## Short task
Repeat the material verbatim. Images are excluded from the copy.

-- Begin Data lines --

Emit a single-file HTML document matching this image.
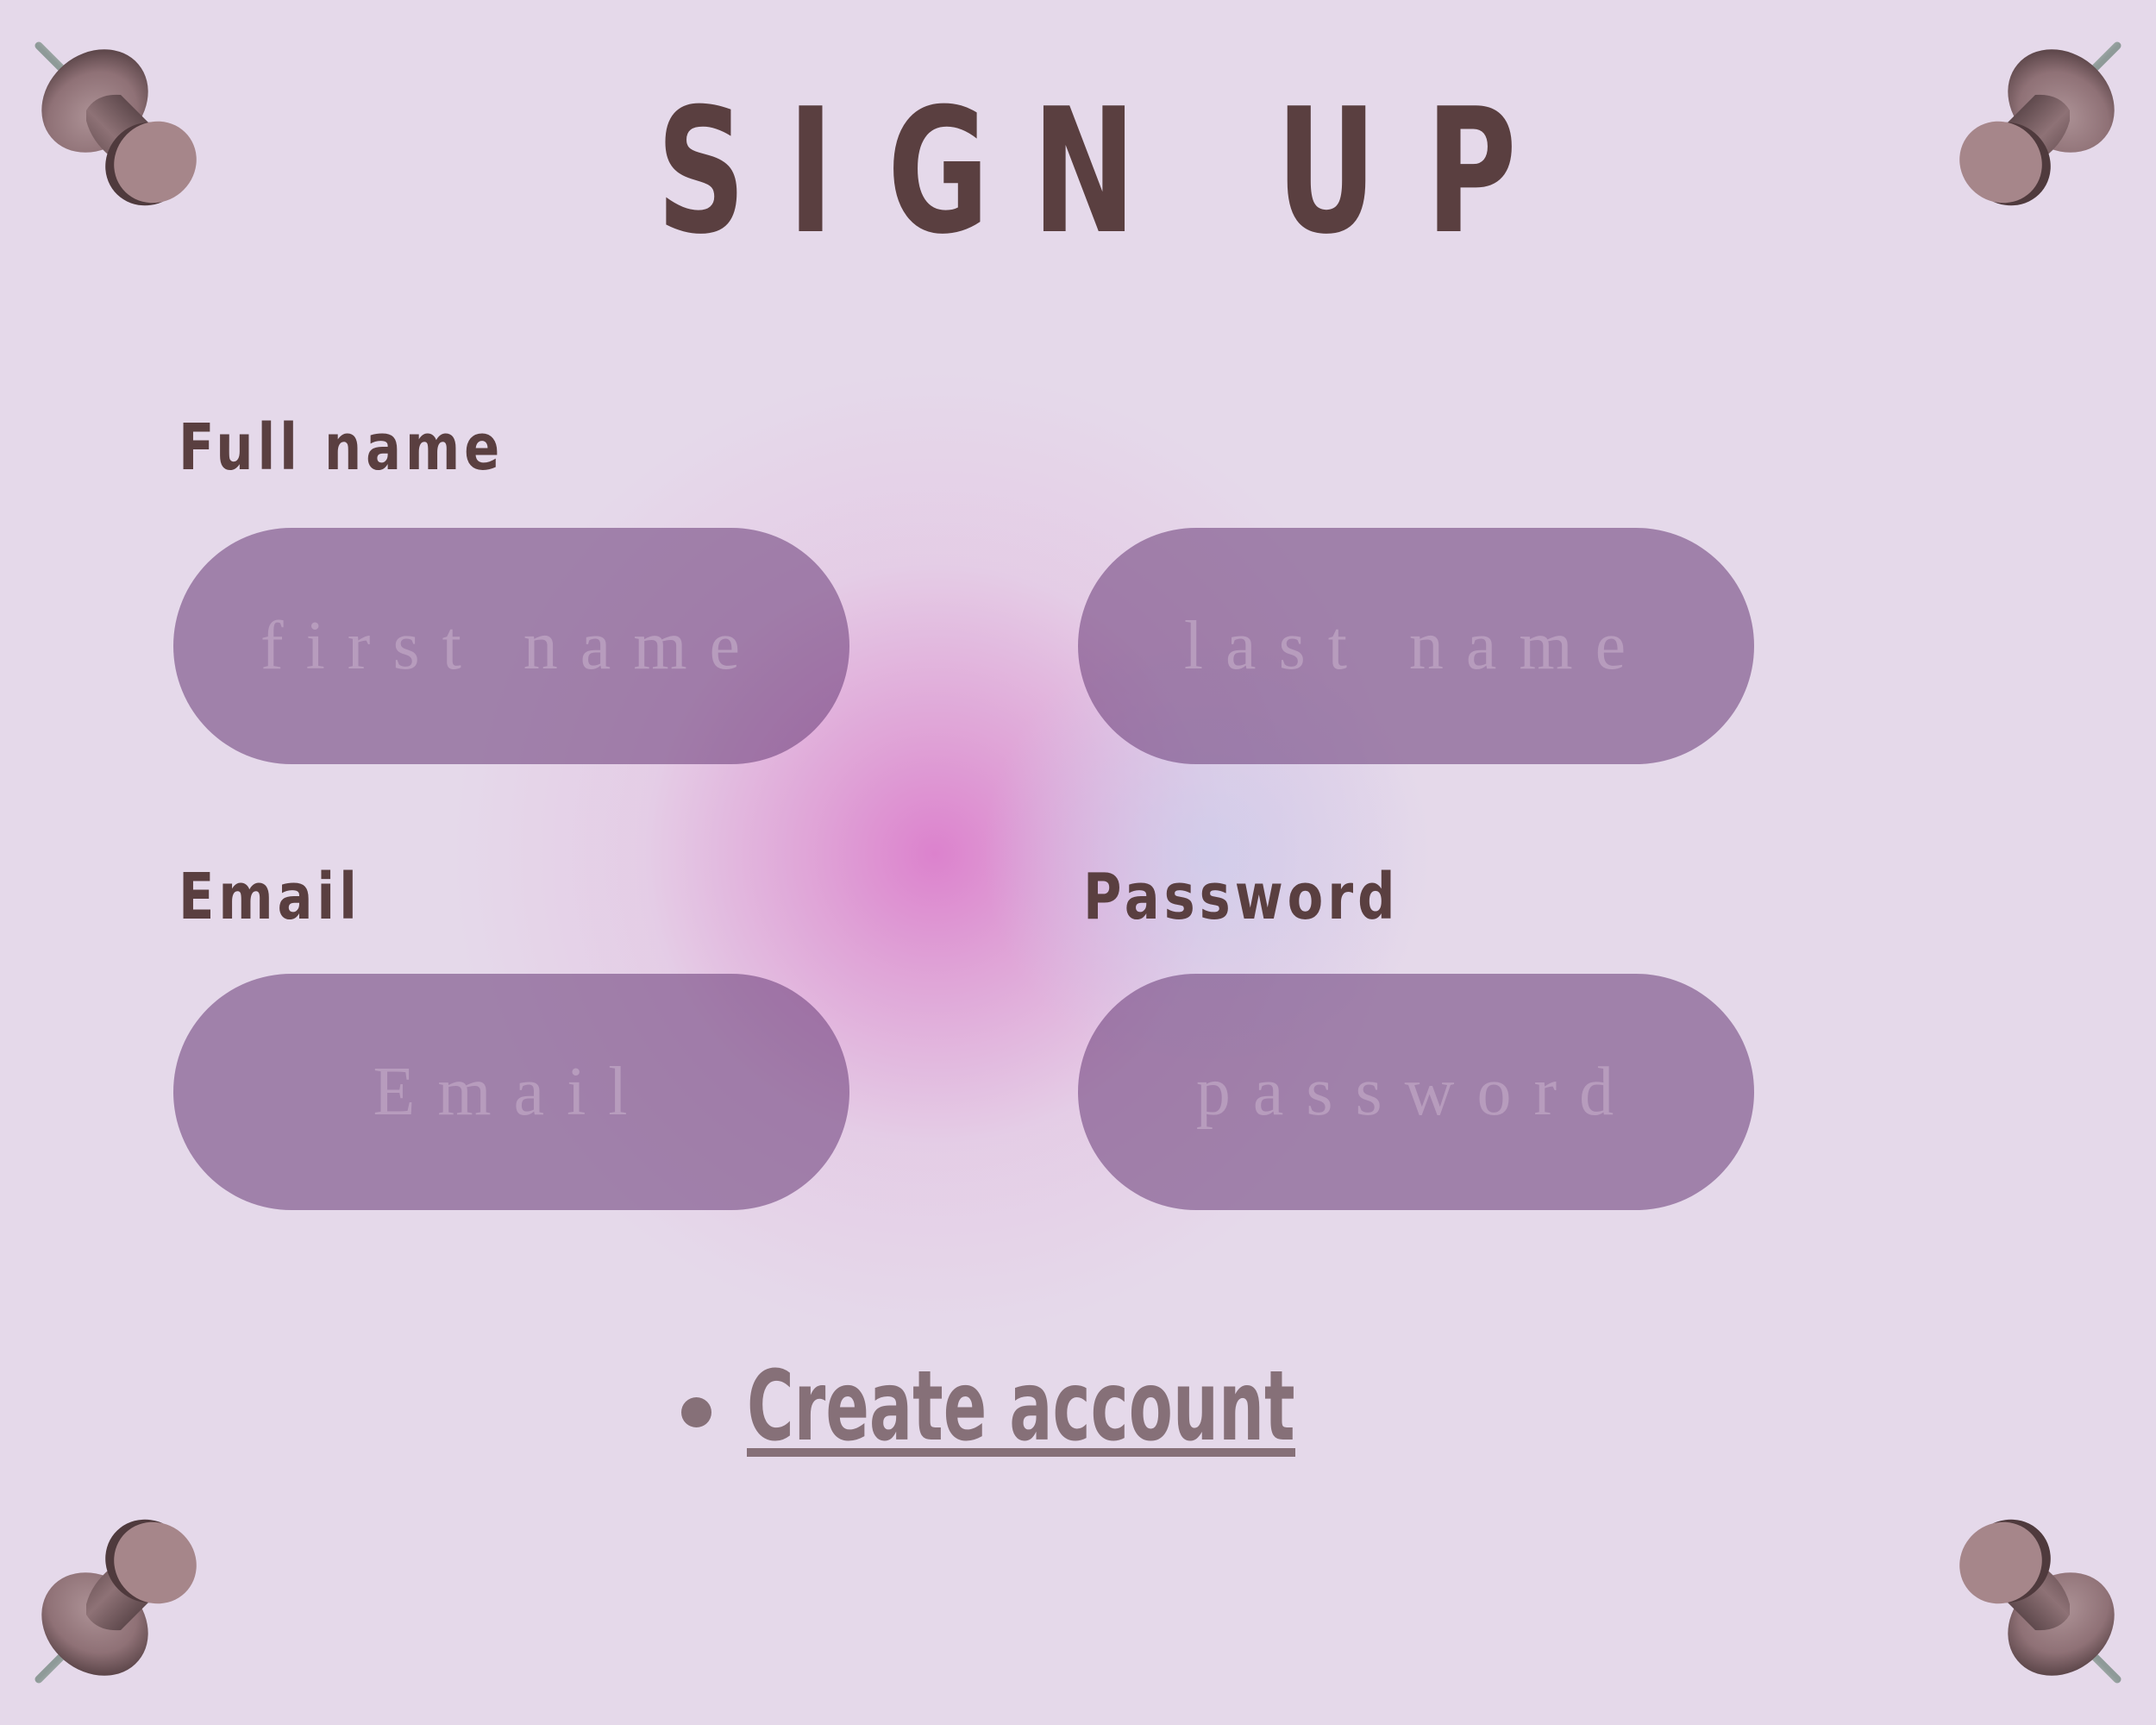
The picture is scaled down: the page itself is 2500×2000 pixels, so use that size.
<!DOCTYPE html>
<html><head><meta charset="utf-8"><style>
html,body{margin:0;padding:0}
body{width:2500px;height:2000px;position:relative;overflow:hidden;background:#e5d9ea;font-family:"Liberation Sans",sans-serif}
.glow{position:absolute;left:0;top:0;width:2500px;height:2000px;
background:radial-gradient(ellipse 560px 560px at 1084px 990px,rgba(220,130,205,1) 0%,rgba(222,150,210,0.8) 25%,rgba(228,190,225,0.45) 60%,rgba(229,217,234,0) 100%);}
.glow2{position:absolute;left:0;top:0;width:2500px;height:2000px;
background:radial-gradient(ellipse 260px 260px at 1400px 990px,rgba(205,205,235,0.8) 0%,rgba(205,205,235,0) 100%);}
.t{position:absolute;top:100px;font-family:"DejaVu Sans",sans-serif;font-weight:bold;font-size:200px;color:#5a3f40;transform:translateX(-50%) scaleX(0.72);line-height:1}
.lab{position:absolute;font-family:"DejaVu Sans",sans-serif;font-weight:bold;color:#5a3f40;font-size:74px;line-height:1;letter-spacing:6px;transform-origin:0 0;transform:scaleX(0.82)}
.box{position:absolute;width:784px;height:274px;border-radius:137px;background:rgba(110,66,124,0.58);display:flex;align-items:center;justify-content:center;font-family:"Liberation Serif",serif;font-size:80px;color:#b79cbd;letter-spacing:26px}
.pin{position:absolute;width:300px;height:300px}
</style></head><body>
<div class="glow"></div><div class="glow2"></div>

<div class="t" style="left:813px">S</div>
<div class="t" style="left:940px">I</div>
<div class="t" style="left:1088px">G</div>
<div class="t" style="left:1257px">N</div>
<div class="t" style="left:1538px">U</div>
<div class="t" style="left:1706px">P</div>

<div class="lab" style="left:207px;top:482px">Full name</div>
<div class="lab" style="left:207px;top:1003px">Email</div>
<div class="lab" style="left:1256px;top:1003px">Password</div>

<div class="box" style="left:201px;top:612px">first name</div>
<div class="box" style="left:1250px;top:612px">last name</div>
<div class="box" style="left:201px;top:1129px">Email</div>
<div class="box" style="left:1250px;top:1129px">password</div>

<div style="position:absolute;left:790px;top:1620px;width:35px;height:35px;border-radius:50%;background:#867078"></div>
<div style="position:absolute;left:866px;top:1575px;font-family:'DejaVu Sans',sans-serif;font-weight:bold;font-size:112px;color:#867078;line-height:1;transform-origin:0 0;transform:scaleX(0.665);white-space:nowrap">Create account</div>
<div style="position:absolute;left:866px;top:1679px;width:636px;height:10px;background:#867078"></div>

<svg width="0" height="0" style="position:absolute">
<defs>
<linearGradient id="nd" x1="0" y1="0" x2="1" y2="-1"><stop offset="0" stop-color="#8e9a98"/><stop offset="0.5" stop-color="#d4dad8"/><stop offset="1" stop-color="#8e9a98"/></linearGradient>
<radialGradient id="bk" cx="0.4" cy="0.6" r="0.7"><stop offset="0" stop-color="#ad9296"/><stop offset="0.6" stop-color="#8f7176"/><stop offset="1" stop-color="#4e3a3d"/></radialGradient>
<linearGradient id="cy" x1="0" y1="1" x2="1" y2="0"><stop offset="0" stop-color="#5e474a"/><stop offset="0.4" stop-color="#8e7276"/><stop offset="1" stop-color="#3e2d30"/></linearGradient>
<g id="pinG">
<line x1="45" y1="53" x2="85" y2="93" stroke="url(#nd)" stroke-width="9" stroke-linecap="round"/>
<ellipse cx="110" cy="117" rx="66" ry="55" transform="rotate(-40 110 117)" fill="url(#bk)"/>
<path d="M100 128 Q112 108 140 110 L180 150 L140 190 Q108 170 100 140 Z" fill="url(#cy)"/>
<ellipse cx="171" cy="190" rx="50" ry="47" transform="rotate(-40 171 190)" fill="#4f3a3d"/>
<ellipse cx="180" cy="188" rx="49" ry="46" transform="rotate(-40 180 188)" fill="#a6868a"/>
</g>
</defs>
</svg>
<svg class="pin" style="left:0;top:0" viewBox="0 0 300 300"><use href="#pinG"/></svg>
<svg class="pin" style="left:2200px;top:0;transform:scaleX(-1)" viewBox="0 0 300 300"><use href="#pinG"/></svg>
<svg class="pin" style="left:0;top:1700px;transform:scaleY(-1)" viewBox="0 0 300 300"><use href="#pinG"/></svg>
<svg class="pin" style="left:2200px;top:1700px;transform:scale(-1,-1)" viewBox="0 0 300 300"><use href="#pinG"/></svg>
</body></html>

-- End Data lines --

## Written response
Emit a single-file HTML document matching this image.
The picture is scaled down: the page itself is 2500×2000 pixels, so use that size.
<!DOCTYPE html>
<html><head><meta charset="utf-8"><style>
html,body{margin:0;padding:0}
body{width:2500px;height:2000px;position:relative;overflow:hidden;background:#e5d9ea;font-family:"Liberation Sans",sans-serif}
.glow{position:absolute;left:0;top:0;width:2500px;height:2000px;
background:radial-gradient(ellipse 560px 560px at 1084px 990px,rgba(220,130,205,1) 0%,rgba(222,150,210,0.8) 25%,rgba(228,190,225,0.45) 60%,rgba(229,217,234,0) 100%);}
.glow2{position:absolute;left:0;top:0;width:2500px;height:2000px;
background:radial-gradient(ellipse 260px 260px at 1400px 990px,rgba(205,205,235,0.8) 0%,rgba(205,205,235,0) 100%);}
.t{position:absolute;top:100px;font-family:"DejaVu Sans",sans-serif;font-weight:bold;font-size:200px;color:#5a3f40;transform:translateX(-50%) scaleX(0.72);line-height:1}
.lab{position:absolute;font-family:"DejaVu Sans",sans-serif;font-weight:bold;color:#5a3f40;font-size:74px;line-height:1;letter-spacing:6px;transform-origin:0 0;transform:scaleX(0.82)}
.box{position:absolute;width:784px;height:274px;border-radius:137px;background:rgba(110,66,124,0.58);display:flex;align-items:center;justify-content:center;font-family:"Liberation Serif",serif;font-size:80px;color:#b79cbd;letter-spacing:26px}
.pin{position:absolute;width:300px;height:300px}
</style></head><body>
<div class="glow"></div><div class="glow2"></div>

<div class="t" style="left:813px">S</div>
<div class="t" style="left:940px">I</div>
<div class="t" style="left:1088px">G</div>
<div class="t" style="left:1257px">N</div>
<div class="t" style="left:1538px">U</div>
<div class="t" style="left:1706px">P</div>

<div class="lab" style="left:207px;top:482px">Full name</div>
<div class="lab" style="left:207px;top:1003px">Email</div>
<div class="lab" style="left:1256px;top:1003px">Password</div>

<div class="box" style="left:201px;top:612px">first name</div>
<div class="box" style="left:1250px;top:612px">last name</div>
<div class="box" style="left:201px;top:1129px">Email</div>
<div class="box" style="left:1250px;top:1129px">password</div>

<div style="position:absolute;left:790px;top:1620px;width:35px;height:35px;border-radius:50%;background:#867078"></div>
<div style="position:absolute;left:866px;top:1575px;font-family:'DejaVu Sans',sans-serif;font-weight:bold;font-size:112px;color:#867078;line-height:1;transform-origin:0 0;transform:scaleX(0.665);white-space:nowrap">Create account</div>
<div style="position:absolute;left:866px;top:1679px;width:636px;height:10px;background:#867078"></div>

<svg width="0" height="0" style="position:absolute">
<defs>
<linearGradient id="nd" x1="0" y1="0" x2="1" y2="-1"><stop offset="0" stop-color="#8e9a98"/><stop offset="0.5" stop-color="#d4dad8"/><stop offset="1" stop-color="#8e9a98"/></linearGradient>
<radialGradient id="bk" cx="0.4" cy="0.6" r="0.7"><stop offset="0" stop-color="#ad9296"/><stop offset="0.6" stop-color="#8f7176"/><stop offset="1" stop-color="#4e3a3d"/></radialGradient>
<linearGradient id="cy" x1="0" y1="1" x2="1" y2="0"><stop offset="0" stop-color="#5e474a"/><stop offset="0.4" stop-color="#8e7276"/><stop offset="1" stop-color="#3e2d30"/></linearGradient>
<g id="pinG">
<line x1="45" y1="53" x2="85" y2="93" stroke="url(#nd)" stroke-width="9" stroke-linecap="round"/>
<ellipse cx="110" cy="117" rx="66" ry="55" transform="rotate(-40 110 117)" fill="url(#bk)"/>
<path d="M100 128 Q112 108 140 110 L180 150 L140 190 Q108 170 100 140 Z" fill="url(#cy)"/>
<ellipse cx="171" cy="190" rx="50" ry="47" transform="rotate(-40 171 190)" fill="#4f3a3d"/>
<ellipse cx="180" cy="188" rx="49" ry="46" transform="rotate(-40 180 188)" fill="#a6868a"/>
</g>
</defs>
</svg>
<svg class="pin" style="left:0;top:0" viewBox="0 0 300 300"><use href="#pinG"/></svg>
<svg class="pin" style="left:2200px;top:0;transform:scaleX(-1)" viewBox="0 0 300 300"><use href="#pinG"/></svg>
<svg class="pin" style="left:0;top:1700px;transform:scaleY(-1)" viewBox="0 0 300 300"><use href="#pinG"/></svg>
<svg class="pin" style="left:2200px;top:1700px;transform:scale(-1,-1)" viewBox="0 0 300 300"><use href="#pinG"/></svg>
</body></html>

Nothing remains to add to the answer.